In particular, I'm having trouble choosing between two different classifiers:

  • k-Nearest Neighbors (KNN)
  • Support Vector Machines (SVMs)

It may be naive to consider KNN but I do know that KNN performs well when there are a lot of examples and low dimensionality. It seems easy to get generate a bunch of examples of different fonts, and I can even classify the kind of font before classifying the letter to narrow the dataset first (serif, sans then lowercase, uppercase). My concern here lies with coming up with a transformation to a lower dimensional space.

On the other hand, I've heard SVMs perform much better in higher dimensional space and are less susceptible to outliers. I don't understand SVMs to the extent of KNN so any input on this would be helpful (Unlike KNN, I haven't implemented SVMs before).

Hmm… I guess the real question is: Can I get away with KNN instead of SVMs for OCR in word searches? What performance (error %) should I expect?

One last note: computational time matters in how I'll be separating the characters of the word search into different images. All I really need to know concerning this is what method is less computationally intensive given the way I'll be generating examples.

Thank you so much for any help!

Best Answer

The answer to this question is rather long, I'll try to keep it short then.
The major differences between KNN and SVMs are:

  • SVMs needs a proper training phase whereas KNN directly classifies points thanks to a given distance metric
  • in SVMs the optimum is guaranteed due to the fact that behind the training phase there is an optimization problem involved: indeed, SVMs aim at separating the classes with the optimal hyperplane. KNN, as instead, is quasi-optimal.
  • unlike KNN (which can work for any given number of classes), standard SVMs are binary classifiers (the hyperplane separates two classes). In order to construct a multiclass SVM environment you have to use the One-vs-One approach or the One-vs-All approach. In many toolboxes such as LibSVM, multiclass SVMs are implemented as well. Just for the records:
    1. in the One-vs-All approach you must train as many SVMs as there are classes (the ith SVM will see the ith class as positive and the others as negatives), then you feed the unknown pattern to the whole ensemble and the final outcome is assigned to the SVM who has the largest decision value amongst all the SVMs. You can see the decision value as a function of the margin from the hyperplane: the higher the margin, the more confident the prediction.
    2. in the One-vs-One approach you must train N*(N-1)/2 SVMs: one SVM for every pair of classes. As above, you feed the unknown pattern to the ensemble and the final outcome is assigned thanks to a majority vote amongst all the outcomes from all the SVMs. Most toolboxes implement this approach when it comes to a multiclass classification.

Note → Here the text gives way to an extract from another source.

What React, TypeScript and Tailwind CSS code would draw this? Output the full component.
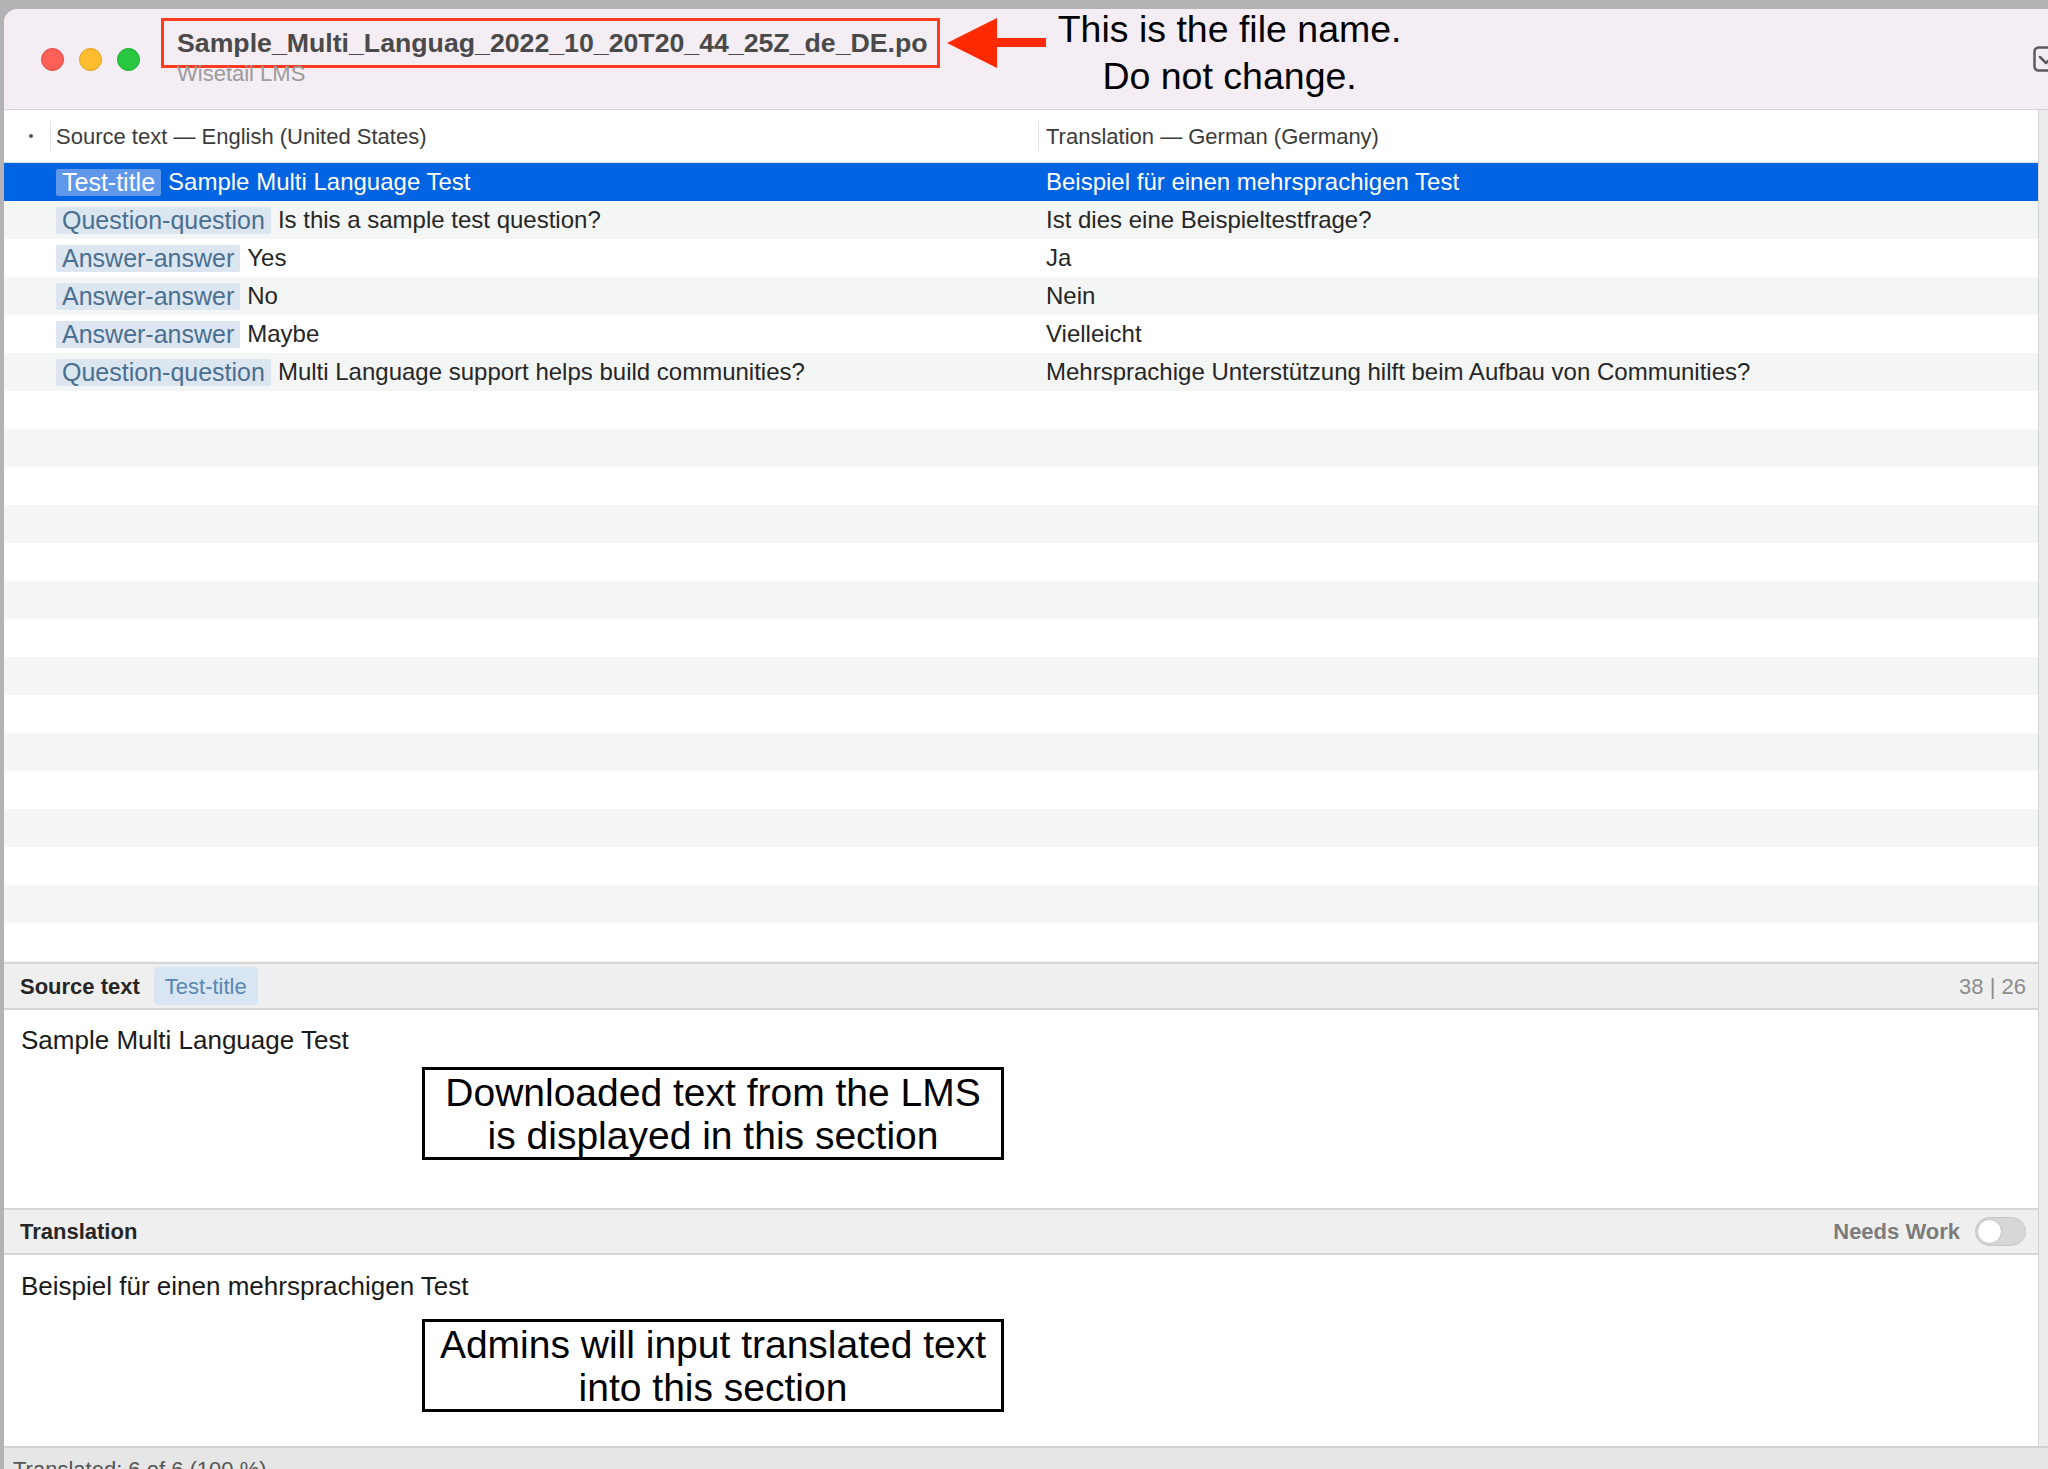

So as you can see the SVMs look more cumbersome when it comes to computational time. However, keep in mind that such training can easily be done once. Then you can save the trained model(s) and just perform predictions using these model(s). As instead, the KNN must evaluate all the distances and select the K neighbours for every new pattern.

I strongly discourage you to implement your own SVMs. The training algorithms are rather complex if you're not expert in programming since (again) there is an optimization problem involved. I don't know in which language you're planning to code but Matlab has its own SVM library, OpenCV has its own library but (in my opinion) the best is LibSVM: it's free, it's cross-plattform and cross-language and it's fast. I always use it.

Another important aspect of the SVMs is the kernel. It is clear that in KNN you just need to define a distance metric. In SVMs you might have two major cases:

  • classes are linearly separable, in this case you don't have to do nothing since the hyperplane will be evaluated thanks to the dot product between patterns.
  • classes are not linearly separable, in this case you must think of a kernel function that maps such patterns in a different (sometimes higher dimension) space in which then classes will be linearly separable. In this case you must then select the appropriate kernel functions: common kernels are polynomials and Gaussian Radial Basis Function.

So in KNN you must only tune the K parameter and select an appropriate distance metric whereas in SVMs you must select a C parameter (which is a regularization term) and eventually the parameters for the kernel in case your classes are not linearly separable (in the polynomial kernel you must specify the polynomial degree and its coefficients whereas in the Gaussian RBF kernel you must specify the shape parameter - i.e. standard deviation).

My suggestion is try to use KNN (simply because it's easier since you have never used SVMs before) even though it's rather impossible to predict the error rate (%) as requested due to the fact that there are several things involved:

  • value for K
  • distance metric
  • how your letters are coded (are they vectors? matrices?...) and how big they are (font size also matters!)

But it would be a nice experiment (if you have time, I don't know about any deadlines for this project) to see how things are different when using SVMs. Maybe have a look at LibSVM and initially try using the linearly separable case (i.e. the kernel function is simply a dot product) and then try to experiment with more sophisticated kernels.

In conclusion, even though SVMs look tough, they provide an optimal solution. Both SVMs and KNN are widely used then it comes to OCR but several experiments proved SVMs the best (with a minor difference in terms of accuracy, something like 2% higher then KNN). You can see this article and the above mentioned OpenCV provides also examples for OCR classification in the KNN case and the SVM case.